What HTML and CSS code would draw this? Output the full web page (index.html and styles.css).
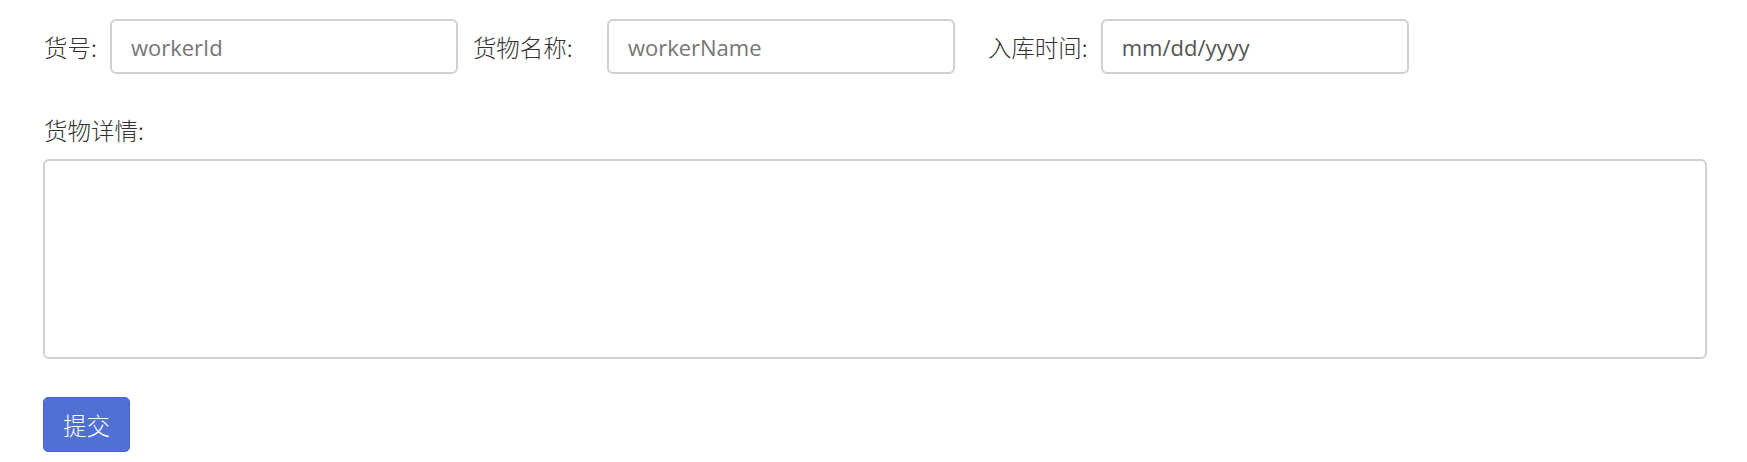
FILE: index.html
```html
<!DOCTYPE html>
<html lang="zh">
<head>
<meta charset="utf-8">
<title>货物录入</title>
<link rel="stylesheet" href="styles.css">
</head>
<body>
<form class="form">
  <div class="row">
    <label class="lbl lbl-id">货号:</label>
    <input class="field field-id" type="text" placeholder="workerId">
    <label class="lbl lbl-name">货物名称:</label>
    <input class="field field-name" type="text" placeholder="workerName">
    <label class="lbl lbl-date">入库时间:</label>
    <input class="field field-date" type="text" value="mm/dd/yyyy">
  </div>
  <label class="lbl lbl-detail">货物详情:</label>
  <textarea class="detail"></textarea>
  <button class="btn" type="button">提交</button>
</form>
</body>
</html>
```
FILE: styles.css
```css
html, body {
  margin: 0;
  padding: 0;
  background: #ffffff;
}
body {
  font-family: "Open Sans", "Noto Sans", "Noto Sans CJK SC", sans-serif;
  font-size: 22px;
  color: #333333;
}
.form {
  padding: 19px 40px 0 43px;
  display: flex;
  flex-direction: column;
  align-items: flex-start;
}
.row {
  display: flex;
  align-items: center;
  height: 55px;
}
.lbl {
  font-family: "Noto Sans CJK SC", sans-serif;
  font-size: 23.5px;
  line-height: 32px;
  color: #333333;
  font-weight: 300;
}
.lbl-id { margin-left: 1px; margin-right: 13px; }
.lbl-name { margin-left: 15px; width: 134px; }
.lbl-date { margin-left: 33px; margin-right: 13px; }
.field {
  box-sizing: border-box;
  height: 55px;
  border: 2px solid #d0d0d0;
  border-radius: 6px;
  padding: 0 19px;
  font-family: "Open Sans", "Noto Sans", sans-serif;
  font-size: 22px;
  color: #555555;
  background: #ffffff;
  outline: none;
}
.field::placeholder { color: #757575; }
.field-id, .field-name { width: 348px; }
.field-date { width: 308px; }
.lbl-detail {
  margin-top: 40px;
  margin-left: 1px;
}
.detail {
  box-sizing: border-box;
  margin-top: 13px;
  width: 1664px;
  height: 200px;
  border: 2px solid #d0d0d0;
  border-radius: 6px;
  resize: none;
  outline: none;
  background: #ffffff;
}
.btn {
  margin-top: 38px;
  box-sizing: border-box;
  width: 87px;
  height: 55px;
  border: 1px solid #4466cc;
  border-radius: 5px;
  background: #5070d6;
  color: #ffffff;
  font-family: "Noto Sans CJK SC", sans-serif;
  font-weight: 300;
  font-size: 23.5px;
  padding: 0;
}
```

• **WHAT YOU WILL DO**: Give all the lines above again, character for character, without pictures.

• **CORRECT ANSWER**:
What HTML and CSS code would draw this? Output the full web page (index.html and styles.css).
FILE: index.html
```html
<!DOCTYPE html>
<html lang="zh">
<head>
<meta charset="utf-8">
<title>货物录入</title>
<link rel="stylesheet" href="styles.css">
</head>
<body>
<form class="form">
  <div class="row">
    <label class="lbl lbl-id">货号:</label>
    <input class="field field-id" type="text" placeholder="workerId">
    <label class="lbl lbl-name">货物名称:</label>
    <input class="field field-name" type="text" placeholder="workerName">
    <label class="lbl lbl-date">入库时间:</label>
    <input class="field field-date" type="text" value="mm/dd/yyyy">
  </div>
  <label class="lbl lbl-detail">货物详情:</label>
  <textarea class="detail"></textarea>
  <button class="btn" type="button">提交</button>
</form>
</body>
</html>
```
FILE: styles.css
```css
html, body {
  margin: 0;
  padding: 0;
  background: #ffffff;
}
body {
  font-family: "Open Sans", "Noto Sans", "Noto Sans CJK SC", sans-serif;
  font-size: 22px;
  color: #333333;
}
.form {
  padding: 19px 40px 0 43px;
  display: flex;
  flex-direction: column;
  align-items: flex-start;
}
.row {
  display: flex;
  align-items: center;
  height: 55px;
}
.lbl {
  font-family: "Noto Sans CJK SC", sans-serif;
  font-size: 23.5px;
  line-height: 32px;
  color: #333333;
  font-weight: 300;
}
.lbl-id { margin-left: 1px; margin-right: 13px; }
.lbl-name { margin-left: 15px; width: 134px; }
.lbl-date { margin-left: 33px; margin-right: 13px; }
.field {
  box-sizing: border-box;
  height: 55px;
  border: 2px solid #d0d0d0;
  border-radius: 6px;
  padding: 0 19px;
  font-family: "Open Sans", "Noto Sans", sans-serif;
  font-size: 22px;
  color: #555555;
  background: #ffffff;
  outline: none;
}
.field::placeholder { color: #757575; }
.field-id, .field-name { width: 348px; }
.field-date { width: 308px; }
.lbl-detail {
  margin-top: 40px;
  margin-left: 1px;
}
.detail {
  box-sizing: border-box;
  margin-top: 13px;
  width: 1664px;
  height: 200px;
  border: 2px solid #d0d0d0;
  border-radius: 6px;
  resize: none;
  outline: none;
  background: #ffffff;
}
.btn {
  margin-top: 38px;
  box-sizing: border-box;
  width: 87px;
  height: 55px;
  border: 1px solid #4466cc;
  border-radius: 5px;
  background: #5070d6;
  color: #ffffff;
  font-family: "Noto Sans CJK SC", sans-serif;
  font-weight: 300;
  font-size: 23.5px;
  padding: 0;
}
```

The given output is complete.